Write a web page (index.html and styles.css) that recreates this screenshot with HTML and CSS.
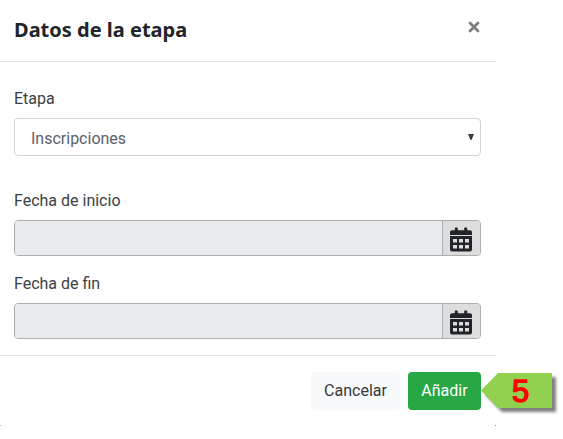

* * *

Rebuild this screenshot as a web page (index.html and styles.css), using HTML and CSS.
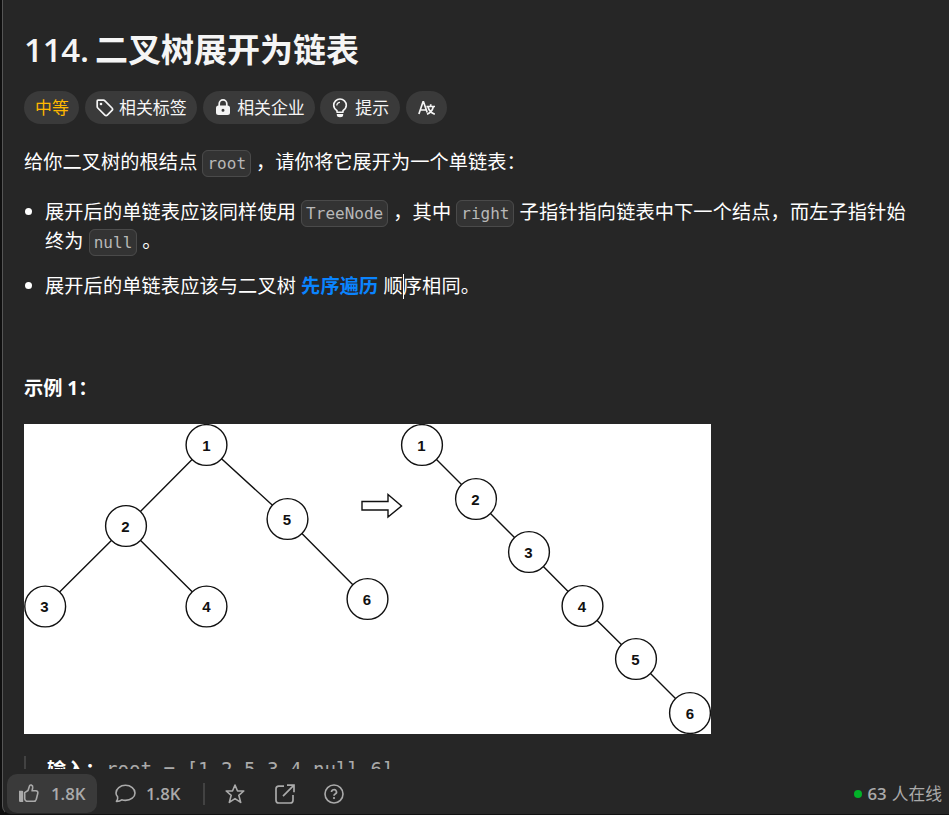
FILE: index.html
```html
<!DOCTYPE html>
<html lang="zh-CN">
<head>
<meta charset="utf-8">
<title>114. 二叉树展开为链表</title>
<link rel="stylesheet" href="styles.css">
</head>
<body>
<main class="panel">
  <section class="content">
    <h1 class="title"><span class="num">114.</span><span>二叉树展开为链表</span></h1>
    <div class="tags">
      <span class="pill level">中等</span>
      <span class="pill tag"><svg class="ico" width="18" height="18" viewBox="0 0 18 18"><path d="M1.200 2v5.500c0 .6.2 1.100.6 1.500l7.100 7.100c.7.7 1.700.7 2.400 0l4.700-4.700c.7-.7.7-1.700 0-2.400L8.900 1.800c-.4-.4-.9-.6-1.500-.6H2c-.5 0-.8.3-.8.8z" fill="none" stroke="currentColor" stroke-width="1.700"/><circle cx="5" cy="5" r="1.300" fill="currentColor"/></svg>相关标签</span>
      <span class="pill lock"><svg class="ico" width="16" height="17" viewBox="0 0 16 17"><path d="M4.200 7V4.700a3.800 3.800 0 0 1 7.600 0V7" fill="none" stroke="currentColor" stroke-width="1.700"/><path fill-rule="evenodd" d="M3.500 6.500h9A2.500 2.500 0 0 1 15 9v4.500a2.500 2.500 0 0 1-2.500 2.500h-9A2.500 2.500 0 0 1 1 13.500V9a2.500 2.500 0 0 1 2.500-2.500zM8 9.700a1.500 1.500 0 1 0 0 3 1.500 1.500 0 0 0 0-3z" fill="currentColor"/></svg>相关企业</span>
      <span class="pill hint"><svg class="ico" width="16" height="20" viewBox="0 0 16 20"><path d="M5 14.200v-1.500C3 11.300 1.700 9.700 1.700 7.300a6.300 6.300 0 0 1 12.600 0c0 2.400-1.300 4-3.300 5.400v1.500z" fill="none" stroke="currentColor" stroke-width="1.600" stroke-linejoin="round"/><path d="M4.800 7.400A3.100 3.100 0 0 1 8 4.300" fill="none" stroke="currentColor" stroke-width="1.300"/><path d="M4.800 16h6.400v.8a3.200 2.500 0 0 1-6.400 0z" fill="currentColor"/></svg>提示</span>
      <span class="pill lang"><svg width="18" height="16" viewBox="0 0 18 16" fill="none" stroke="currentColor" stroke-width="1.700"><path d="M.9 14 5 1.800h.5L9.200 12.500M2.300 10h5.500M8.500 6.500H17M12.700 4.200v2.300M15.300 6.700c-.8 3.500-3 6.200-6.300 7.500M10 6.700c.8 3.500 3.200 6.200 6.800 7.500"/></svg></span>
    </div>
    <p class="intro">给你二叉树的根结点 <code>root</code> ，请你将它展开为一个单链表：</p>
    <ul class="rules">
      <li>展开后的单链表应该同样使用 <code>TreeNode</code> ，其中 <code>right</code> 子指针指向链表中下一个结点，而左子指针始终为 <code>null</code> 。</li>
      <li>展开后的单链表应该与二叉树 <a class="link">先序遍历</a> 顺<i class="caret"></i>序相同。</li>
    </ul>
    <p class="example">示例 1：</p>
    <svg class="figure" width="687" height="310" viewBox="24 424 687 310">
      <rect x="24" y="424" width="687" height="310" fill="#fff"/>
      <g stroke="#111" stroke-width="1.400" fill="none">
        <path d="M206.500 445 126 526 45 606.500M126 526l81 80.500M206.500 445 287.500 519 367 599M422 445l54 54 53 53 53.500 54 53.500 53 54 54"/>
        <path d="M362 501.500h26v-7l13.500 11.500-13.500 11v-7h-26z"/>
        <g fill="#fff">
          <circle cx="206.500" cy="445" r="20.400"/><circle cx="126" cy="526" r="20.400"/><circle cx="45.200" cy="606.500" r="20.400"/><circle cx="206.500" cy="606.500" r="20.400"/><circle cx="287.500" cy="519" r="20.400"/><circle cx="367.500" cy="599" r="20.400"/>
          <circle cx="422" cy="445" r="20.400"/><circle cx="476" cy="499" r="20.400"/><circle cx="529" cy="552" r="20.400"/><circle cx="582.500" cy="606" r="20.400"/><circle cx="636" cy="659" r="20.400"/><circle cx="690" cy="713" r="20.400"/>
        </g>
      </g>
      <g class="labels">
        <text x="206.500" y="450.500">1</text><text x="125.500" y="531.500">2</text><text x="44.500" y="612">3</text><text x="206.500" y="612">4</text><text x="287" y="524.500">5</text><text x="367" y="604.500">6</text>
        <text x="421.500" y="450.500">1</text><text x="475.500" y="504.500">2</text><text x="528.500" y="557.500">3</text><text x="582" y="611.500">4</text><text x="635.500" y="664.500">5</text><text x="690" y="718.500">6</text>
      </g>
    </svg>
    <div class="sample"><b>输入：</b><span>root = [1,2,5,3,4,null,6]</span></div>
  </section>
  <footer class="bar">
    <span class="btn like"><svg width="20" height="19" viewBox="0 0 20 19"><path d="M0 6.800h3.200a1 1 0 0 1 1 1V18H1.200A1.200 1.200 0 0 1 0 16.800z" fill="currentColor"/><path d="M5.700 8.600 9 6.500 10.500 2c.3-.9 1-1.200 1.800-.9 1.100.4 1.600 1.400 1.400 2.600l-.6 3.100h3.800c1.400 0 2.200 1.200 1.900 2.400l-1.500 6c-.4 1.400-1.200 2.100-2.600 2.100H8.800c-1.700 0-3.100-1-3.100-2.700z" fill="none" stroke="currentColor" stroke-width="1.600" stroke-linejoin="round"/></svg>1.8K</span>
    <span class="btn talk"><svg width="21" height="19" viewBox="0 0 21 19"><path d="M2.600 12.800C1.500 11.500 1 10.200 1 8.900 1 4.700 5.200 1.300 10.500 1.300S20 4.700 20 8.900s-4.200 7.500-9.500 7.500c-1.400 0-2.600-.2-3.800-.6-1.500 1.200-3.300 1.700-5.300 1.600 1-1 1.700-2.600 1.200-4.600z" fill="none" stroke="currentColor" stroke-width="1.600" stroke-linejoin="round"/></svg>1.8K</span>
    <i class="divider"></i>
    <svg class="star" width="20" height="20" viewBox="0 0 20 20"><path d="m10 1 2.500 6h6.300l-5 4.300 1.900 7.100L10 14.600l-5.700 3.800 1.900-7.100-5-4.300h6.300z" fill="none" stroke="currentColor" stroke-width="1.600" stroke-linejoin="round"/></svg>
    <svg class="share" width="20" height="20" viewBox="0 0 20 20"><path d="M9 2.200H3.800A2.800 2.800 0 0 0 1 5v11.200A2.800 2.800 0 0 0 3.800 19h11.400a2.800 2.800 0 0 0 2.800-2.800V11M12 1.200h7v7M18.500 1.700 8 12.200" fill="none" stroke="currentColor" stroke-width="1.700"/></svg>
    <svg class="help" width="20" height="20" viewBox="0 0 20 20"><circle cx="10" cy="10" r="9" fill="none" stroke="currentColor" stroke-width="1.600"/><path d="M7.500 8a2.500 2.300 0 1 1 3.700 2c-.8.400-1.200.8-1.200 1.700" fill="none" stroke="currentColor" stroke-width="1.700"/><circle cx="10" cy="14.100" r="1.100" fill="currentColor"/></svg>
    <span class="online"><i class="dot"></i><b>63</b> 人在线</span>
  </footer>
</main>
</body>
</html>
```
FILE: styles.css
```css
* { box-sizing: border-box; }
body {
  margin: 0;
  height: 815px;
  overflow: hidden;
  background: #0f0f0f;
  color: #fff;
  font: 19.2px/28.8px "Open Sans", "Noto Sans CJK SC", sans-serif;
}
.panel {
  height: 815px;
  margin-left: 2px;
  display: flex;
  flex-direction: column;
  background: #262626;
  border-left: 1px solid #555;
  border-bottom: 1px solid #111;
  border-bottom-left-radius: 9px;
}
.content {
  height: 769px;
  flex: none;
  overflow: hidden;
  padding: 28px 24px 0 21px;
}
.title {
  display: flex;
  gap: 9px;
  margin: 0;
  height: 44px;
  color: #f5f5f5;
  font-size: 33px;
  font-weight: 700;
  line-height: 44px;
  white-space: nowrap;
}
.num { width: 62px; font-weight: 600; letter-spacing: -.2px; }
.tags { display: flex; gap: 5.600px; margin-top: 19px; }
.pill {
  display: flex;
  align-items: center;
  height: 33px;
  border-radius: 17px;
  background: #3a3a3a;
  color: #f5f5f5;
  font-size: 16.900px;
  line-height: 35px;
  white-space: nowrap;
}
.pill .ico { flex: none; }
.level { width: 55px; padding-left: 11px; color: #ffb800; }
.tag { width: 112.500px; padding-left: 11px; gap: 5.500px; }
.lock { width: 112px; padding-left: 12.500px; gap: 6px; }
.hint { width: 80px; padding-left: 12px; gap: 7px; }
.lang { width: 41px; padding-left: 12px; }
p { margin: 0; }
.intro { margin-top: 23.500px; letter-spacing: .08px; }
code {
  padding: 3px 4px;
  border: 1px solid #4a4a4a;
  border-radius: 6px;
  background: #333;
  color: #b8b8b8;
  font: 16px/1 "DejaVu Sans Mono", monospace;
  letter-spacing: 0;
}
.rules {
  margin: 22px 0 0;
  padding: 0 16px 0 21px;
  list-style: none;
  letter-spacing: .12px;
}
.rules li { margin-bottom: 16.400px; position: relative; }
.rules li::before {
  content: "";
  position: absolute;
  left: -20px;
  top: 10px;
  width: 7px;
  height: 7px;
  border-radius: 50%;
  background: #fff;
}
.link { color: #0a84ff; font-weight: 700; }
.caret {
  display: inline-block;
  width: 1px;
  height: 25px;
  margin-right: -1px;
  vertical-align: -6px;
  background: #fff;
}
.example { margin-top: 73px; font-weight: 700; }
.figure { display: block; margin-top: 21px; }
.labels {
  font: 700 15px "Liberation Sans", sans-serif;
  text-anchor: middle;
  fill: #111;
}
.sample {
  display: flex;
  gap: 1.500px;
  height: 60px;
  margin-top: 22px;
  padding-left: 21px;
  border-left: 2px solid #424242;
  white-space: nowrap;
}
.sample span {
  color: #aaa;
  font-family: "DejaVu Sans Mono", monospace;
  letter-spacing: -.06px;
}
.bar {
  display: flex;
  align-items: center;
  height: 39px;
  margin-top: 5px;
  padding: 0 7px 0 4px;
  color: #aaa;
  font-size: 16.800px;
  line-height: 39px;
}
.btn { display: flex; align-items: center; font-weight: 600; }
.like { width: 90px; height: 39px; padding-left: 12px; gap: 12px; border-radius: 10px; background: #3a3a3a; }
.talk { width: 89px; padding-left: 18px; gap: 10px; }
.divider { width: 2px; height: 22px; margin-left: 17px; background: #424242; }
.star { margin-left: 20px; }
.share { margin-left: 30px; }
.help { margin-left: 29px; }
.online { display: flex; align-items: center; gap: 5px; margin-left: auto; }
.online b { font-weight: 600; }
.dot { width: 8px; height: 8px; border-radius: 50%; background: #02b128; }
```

* * *

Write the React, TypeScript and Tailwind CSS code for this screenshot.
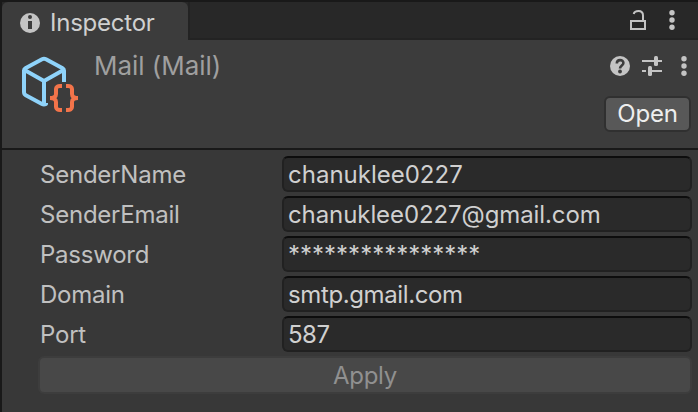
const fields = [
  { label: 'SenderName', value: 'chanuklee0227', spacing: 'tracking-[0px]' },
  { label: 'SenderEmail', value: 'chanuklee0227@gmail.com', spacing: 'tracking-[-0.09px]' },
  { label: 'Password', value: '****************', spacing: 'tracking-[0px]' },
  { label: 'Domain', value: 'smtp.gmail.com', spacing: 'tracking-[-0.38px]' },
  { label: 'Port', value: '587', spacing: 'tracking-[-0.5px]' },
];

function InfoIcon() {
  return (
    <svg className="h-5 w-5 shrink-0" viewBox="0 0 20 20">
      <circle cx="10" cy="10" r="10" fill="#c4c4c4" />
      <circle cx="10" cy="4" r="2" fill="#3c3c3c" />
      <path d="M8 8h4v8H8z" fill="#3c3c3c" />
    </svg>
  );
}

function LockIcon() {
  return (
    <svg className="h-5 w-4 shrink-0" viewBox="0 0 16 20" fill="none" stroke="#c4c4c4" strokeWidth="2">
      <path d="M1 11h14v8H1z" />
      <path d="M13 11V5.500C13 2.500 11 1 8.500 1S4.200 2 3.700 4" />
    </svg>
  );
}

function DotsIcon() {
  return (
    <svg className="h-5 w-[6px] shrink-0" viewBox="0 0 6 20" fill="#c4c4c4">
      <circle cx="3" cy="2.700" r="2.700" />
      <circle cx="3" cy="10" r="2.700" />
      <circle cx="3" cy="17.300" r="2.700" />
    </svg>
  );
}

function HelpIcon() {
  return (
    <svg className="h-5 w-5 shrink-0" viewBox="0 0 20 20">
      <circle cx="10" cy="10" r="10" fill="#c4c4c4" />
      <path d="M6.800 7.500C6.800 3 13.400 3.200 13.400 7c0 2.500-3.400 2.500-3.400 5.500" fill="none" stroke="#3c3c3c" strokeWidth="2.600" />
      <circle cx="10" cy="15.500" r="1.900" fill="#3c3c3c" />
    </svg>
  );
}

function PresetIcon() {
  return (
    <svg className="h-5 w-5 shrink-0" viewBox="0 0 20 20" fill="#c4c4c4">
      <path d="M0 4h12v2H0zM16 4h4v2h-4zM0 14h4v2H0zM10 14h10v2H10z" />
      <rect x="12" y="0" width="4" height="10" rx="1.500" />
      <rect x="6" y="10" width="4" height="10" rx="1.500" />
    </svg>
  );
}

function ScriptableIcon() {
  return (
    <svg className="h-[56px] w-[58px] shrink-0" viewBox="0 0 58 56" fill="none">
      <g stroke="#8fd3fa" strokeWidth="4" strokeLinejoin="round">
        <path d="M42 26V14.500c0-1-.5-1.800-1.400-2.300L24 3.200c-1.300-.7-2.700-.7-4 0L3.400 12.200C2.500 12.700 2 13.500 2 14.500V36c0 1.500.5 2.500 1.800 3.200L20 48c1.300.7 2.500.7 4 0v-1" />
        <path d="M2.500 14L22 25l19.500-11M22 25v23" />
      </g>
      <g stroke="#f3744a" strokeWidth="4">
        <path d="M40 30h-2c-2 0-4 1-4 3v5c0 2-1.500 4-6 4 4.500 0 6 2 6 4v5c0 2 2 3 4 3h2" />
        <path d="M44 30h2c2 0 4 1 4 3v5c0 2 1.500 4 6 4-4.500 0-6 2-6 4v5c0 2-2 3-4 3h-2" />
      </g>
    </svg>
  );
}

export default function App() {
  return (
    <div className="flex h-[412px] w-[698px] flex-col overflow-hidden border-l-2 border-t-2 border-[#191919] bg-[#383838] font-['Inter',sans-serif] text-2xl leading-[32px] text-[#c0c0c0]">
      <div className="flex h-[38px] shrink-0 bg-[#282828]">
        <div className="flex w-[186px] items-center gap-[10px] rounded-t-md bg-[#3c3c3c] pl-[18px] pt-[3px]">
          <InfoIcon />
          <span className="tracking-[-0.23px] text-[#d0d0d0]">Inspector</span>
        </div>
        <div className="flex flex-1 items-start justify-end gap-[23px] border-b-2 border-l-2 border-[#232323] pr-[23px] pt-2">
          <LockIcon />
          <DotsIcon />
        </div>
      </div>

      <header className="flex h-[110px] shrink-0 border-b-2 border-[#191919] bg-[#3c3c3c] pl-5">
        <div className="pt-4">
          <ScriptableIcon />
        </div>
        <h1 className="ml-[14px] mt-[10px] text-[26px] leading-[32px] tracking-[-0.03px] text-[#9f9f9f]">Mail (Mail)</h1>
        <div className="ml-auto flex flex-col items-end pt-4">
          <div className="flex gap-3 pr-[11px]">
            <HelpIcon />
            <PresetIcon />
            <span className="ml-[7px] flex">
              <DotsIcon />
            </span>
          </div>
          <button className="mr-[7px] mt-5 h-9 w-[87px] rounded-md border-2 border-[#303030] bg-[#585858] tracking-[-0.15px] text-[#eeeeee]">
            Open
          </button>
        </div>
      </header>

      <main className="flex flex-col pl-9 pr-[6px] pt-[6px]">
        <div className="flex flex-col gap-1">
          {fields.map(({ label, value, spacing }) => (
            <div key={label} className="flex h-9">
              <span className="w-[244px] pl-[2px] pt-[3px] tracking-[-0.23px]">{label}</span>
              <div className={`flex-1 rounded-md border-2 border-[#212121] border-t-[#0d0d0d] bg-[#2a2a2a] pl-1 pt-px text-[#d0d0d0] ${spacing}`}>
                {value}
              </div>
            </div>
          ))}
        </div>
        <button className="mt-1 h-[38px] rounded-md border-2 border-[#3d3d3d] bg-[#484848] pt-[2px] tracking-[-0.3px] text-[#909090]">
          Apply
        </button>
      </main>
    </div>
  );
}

Set exercise:
Among the lines above, how many contain the string "styles"? State the number alone.

Complete response:
4